(STATED TASK) Pick out the lines below that include the string "components".

(DATA EXCERPT)
# # #
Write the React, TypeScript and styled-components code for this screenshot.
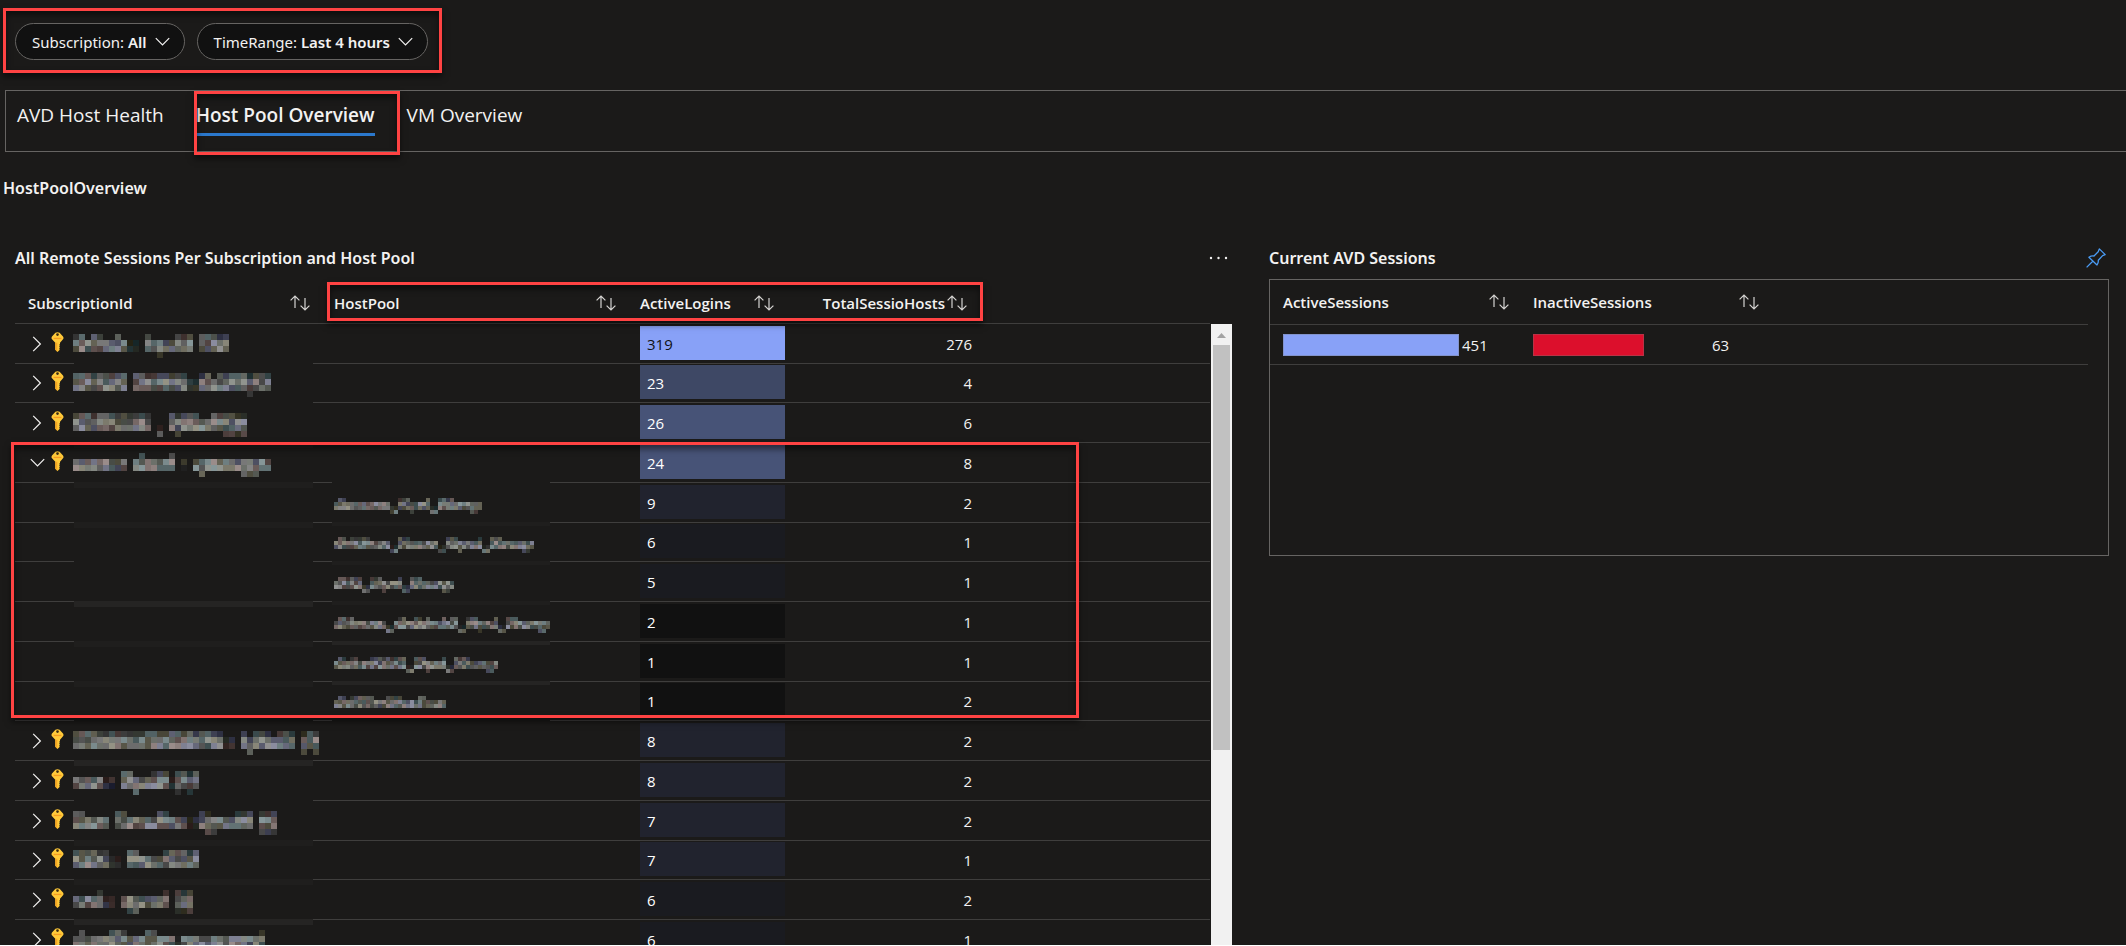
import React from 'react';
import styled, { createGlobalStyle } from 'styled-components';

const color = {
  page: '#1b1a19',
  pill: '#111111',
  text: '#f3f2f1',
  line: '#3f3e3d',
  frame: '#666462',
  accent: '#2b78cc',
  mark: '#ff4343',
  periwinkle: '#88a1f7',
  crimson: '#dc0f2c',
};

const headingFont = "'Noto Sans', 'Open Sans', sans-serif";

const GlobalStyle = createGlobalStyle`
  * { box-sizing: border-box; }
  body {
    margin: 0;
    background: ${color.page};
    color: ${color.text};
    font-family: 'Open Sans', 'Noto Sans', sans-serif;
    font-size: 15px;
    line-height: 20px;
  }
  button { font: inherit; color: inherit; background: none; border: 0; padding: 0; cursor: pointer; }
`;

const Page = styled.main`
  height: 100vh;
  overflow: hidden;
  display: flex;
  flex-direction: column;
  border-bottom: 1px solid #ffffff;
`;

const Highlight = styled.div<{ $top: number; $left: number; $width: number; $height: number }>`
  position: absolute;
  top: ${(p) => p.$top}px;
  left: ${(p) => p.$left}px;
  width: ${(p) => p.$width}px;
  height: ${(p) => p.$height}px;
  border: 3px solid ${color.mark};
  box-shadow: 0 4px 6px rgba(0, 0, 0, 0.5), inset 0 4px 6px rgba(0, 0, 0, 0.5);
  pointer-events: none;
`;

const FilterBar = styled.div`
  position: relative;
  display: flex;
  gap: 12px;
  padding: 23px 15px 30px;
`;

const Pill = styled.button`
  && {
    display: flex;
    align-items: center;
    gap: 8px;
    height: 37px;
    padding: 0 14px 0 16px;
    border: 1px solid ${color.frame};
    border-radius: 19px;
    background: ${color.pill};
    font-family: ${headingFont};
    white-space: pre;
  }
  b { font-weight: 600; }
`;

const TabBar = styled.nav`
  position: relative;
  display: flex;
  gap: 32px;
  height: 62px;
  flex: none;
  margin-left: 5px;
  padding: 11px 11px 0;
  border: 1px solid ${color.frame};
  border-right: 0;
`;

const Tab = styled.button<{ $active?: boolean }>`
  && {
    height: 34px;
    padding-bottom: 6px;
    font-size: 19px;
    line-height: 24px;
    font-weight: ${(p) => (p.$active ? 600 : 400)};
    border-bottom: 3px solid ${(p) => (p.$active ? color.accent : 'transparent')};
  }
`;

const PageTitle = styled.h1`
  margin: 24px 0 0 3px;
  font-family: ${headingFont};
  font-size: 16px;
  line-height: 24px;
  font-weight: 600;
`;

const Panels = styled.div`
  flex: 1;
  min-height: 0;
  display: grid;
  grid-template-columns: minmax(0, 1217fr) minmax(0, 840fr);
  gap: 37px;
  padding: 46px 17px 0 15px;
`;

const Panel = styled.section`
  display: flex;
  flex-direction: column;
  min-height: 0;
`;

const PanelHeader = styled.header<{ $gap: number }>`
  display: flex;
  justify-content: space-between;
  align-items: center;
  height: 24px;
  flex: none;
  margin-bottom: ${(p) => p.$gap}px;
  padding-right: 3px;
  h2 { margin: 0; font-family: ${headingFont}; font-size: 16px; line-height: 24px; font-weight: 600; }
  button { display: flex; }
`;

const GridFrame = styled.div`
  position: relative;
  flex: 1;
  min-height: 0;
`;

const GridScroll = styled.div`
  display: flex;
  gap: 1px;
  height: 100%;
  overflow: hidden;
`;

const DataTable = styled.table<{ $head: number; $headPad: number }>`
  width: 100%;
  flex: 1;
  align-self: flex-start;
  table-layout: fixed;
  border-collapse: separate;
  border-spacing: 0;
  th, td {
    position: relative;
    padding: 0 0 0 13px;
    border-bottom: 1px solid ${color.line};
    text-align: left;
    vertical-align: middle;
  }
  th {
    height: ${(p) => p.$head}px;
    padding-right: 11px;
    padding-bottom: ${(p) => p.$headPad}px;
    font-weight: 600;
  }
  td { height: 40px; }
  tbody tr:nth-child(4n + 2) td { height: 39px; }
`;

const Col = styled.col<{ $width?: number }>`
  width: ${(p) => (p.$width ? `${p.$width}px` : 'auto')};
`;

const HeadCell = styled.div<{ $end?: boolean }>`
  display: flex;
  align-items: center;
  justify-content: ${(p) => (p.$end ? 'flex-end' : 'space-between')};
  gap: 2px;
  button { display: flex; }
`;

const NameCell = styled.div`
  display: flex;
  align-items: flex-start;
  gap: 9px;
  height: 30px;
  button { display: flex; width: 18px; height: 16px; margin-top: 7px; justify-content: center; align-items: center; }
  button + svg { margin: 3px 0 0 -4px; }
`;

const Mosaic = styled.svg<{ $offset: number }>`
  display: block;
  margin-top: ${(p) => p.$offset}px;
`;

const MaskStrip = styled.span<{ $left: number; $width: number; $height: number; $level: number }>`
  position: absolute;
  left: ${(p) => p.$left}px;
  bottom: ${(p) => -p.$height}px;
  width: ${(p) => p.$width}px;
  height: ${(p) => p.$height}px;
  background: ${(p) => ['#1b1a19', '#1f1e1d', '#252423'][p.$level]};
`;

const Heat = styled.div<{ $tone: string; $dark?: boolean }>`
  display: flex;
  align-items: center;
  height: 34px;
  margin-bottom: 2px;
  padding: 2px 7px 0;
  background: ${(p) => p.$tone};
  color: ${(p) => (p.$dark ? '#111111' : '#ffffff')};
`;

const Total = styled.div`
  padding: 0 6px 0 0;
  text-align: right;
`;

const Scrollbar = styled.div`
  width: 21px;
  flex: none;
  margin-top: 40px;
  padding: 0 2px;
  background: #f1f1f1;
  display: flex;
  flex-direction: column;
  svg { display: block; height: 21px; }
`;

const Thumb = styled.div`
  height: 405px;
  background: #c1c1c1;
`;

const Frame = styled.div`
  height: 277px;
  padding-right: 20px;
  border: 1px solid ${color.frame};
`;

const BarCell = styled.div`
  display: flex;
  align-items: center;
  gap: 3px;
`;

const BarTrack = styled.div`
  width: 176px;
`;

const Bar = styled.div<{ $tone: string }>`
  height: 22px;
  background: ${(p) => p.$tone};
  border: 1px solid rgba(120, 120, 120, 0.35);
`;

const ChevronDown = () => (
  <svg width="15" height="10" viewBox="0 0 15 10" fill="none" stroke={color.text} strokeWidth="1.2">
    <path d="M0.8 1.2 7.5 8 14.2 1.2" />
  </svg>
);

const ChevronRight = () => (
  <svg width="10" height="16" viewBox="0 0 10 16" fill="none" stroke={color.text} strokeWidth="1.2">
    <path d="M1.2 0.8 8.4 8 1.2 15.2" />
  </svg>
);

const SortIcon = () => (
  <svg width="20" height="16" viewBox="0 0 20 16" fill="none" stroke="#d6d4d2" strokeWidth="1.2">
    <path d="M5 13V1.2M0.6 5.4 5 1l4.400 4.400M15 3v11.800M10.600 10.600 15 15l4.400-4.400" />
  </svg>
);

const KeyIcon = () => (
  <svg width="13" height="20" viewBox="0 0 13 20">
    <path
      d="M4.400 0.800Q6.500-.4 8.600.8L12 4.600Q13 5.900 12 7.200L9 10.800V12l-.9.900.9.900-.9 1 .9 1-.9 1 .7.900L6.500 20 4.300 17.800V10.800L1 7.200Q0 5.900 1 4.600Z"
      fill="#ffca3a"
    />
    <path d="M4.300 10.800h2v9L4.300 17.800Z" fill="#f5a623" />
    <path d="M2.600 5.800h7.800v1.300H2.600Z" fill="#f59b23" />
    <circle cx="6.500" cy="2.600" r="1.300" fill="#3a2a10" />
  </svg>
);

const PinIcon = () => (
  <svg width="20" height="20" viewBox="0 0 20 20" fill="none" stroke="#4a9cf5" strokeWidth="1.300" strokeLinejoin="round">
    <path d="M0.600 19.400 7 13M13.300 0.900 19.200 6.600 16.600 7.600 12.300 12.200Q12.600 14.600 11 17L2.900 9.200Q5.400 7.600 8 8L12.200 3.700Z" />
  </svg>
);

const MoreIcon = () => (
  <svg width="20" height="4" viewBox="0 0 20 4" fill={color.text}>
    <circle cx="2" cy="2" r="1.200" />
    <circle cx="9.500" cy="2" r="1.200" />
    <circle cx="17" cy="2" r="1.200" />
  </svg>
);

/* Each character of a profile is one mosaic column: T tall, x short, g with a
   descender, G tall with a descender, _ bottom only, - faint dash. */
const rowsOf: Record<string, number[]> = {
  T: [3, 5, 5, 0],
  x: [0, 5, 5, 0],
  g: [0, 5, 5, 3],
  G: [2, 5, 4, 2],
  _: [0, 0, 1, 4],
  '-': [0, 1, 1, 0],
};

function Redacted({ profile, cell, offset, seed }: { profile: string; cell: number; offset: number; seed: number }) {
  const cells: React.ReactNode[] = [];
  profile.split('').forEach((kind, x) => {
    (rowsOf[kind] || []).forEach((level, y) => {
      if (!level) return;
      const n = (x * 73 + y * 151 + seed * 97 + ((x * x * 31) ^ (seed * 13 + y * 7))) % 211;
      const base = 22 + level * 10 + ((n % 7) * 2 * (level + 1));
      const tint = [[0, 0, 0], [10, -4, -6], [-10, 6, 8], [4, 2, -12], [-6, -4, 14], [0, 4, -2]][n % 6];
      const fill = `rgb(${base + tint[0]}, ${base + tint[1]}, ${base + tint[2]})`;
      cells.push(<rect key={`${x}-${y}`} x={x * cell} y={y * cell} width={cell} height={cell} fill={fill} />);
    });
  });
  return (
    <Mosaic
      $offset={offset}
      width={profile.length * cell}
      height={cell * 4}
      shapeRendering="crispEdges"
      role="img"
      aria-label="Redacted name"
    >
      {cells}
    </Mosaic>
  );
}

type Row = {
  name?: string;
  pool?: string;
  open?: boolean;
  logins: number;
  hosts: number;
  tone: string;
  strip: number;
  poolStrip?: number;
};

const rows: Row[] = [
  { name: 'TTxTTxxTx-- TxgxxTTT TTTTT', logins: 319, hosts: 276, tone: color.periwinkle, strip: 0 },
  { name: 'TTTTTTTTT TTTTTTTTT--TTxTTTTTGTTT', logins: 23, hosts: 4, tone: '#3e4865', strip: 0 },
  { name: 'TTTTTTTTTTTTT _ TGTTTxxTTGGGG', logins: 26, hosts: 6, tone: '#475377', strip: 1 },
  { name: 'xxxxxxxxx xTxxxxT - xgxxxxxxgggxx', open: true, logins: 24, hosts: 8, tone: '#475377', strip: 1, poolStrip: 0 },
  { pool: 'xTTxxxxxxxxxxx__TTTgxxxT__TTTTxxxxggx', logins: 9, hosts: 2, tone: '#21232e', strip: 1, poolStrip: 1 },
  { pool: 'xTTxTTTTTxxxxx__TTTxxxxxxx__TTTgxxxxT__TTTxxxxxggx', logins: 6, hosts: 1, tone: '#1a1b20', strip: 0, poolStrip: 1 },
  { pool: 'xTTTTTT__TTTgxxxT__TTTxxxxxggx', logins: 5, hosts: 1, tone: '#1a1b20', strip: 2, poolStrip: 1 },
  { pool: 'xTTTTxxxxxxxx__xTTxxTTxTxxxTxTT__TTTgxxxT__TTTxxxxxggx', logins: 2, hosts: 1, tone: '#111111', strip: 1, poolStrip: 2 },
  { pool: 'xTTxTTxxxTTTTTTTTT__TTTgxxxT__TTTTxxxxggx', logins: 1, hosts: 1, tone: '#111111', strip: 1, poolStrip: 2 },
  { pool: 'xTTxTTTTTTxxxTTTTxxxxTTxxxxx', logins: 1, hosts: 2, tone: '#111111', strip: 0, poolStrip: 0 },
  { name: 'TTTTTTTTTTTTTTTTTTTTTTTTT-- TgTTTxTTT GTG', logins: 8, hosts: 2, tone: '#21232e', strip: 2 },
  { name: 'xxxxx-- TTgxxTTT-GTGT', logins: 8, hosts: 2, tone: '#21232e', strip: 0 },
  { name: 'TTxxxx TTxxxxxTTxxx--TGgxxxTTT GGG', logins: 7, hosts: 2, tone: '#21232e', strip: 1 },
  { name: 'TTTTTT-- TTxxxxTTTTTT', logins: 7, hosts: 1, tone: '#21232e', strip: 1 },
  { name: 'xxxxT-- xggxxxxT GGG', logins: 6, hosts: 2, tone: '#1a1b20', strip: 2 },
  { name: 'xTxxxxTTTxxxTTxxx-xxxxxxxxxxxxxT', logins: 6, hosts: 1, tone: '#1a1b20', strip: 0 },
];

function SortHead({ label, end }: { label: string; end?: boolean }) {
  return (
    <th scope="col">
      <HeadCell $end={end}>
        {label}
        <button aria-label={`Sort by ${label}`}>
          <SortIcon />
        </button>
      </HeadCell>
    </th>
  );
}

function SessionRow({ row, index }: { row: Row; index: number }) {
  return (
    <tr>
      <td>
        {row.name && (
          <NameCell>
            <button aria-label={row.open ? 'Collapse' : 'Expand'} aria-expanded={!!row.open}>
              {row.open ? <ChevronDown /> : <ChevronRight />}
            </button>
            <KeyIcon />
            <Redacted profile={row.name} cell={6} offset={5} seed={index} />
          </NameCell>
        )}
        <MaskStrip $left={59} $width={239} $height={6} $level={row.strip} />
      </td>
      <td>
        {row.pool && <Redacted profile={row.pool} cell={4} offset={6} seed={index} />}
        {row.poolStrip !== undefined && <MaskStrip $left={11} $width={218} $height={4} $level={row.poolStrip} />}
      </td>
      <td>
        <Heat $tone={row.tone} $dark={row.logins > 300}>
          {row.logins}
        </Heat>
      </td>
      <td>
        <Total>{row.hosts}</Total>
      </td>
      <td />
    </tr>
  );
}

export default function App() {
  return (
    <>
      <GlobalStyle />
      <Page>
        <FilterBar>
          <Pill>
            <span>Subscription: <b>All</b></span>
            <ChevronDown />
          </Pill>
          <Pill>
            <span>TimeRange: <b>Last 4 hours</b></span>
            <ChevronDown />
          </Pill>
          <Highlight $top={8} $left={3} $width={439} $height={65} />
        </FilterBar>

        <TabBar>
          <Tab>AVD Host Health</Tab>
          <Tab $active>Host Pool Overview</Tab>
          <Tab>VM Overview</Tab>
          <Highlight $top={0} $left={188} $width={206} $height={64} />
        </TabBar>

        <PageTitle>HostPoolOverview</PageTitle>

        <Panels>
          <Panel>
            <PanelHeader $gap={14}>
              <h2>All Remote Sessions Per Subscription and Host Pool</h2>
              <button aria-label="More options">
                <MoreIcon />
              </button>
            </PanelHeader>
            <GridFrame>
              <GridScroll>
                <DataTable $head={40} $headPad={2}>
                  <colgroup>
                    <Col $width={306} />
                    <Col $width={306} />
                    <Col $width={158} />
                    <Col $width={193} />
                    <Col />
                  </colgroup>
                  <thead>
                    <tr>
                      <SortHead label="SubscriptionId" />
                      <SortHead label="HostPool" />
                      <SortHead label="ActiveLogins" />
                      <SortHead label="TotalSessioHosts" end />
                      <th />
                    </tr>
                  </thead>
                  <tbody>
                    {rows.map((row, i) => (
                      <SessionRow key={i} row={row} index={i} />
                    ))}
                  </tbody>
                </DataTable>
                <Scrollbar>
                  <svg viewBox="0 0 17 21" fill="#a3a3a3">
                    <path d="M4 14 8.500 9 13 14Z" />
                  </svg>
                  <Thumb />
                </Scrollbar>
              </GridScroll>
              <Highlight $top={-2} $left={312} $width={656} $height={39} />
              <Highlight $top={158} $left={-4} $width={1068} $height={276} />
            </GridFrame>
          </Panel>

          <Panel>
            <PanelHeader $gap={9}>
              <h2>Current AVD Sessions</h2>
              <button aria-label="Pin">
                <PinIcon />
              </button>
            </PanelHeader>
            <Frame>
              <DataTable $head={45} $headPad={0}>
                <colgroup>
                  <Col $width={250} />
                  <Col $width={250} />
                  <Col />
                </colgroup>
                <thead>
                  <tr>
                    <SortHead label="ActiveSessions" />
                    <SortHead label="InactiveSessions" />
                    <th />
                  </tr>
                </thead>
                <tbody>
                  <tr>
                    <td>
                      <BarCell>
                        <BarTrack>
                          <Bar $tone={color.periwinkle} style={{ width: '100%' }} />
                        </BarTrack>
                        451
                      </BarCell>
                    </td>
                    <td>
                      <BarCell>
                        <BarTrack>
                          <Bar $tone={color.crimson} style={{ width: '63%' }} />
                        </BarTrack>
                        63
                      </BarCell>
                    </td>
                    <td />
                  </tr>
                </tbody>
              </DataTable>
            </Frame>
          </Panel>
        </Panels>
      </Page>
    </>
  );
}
# # #
(TASK ANSWER)
Write the React, TypeScript and styled-components code for this screenshot.
import styled, { createGlobalStyle } from 'styled-components';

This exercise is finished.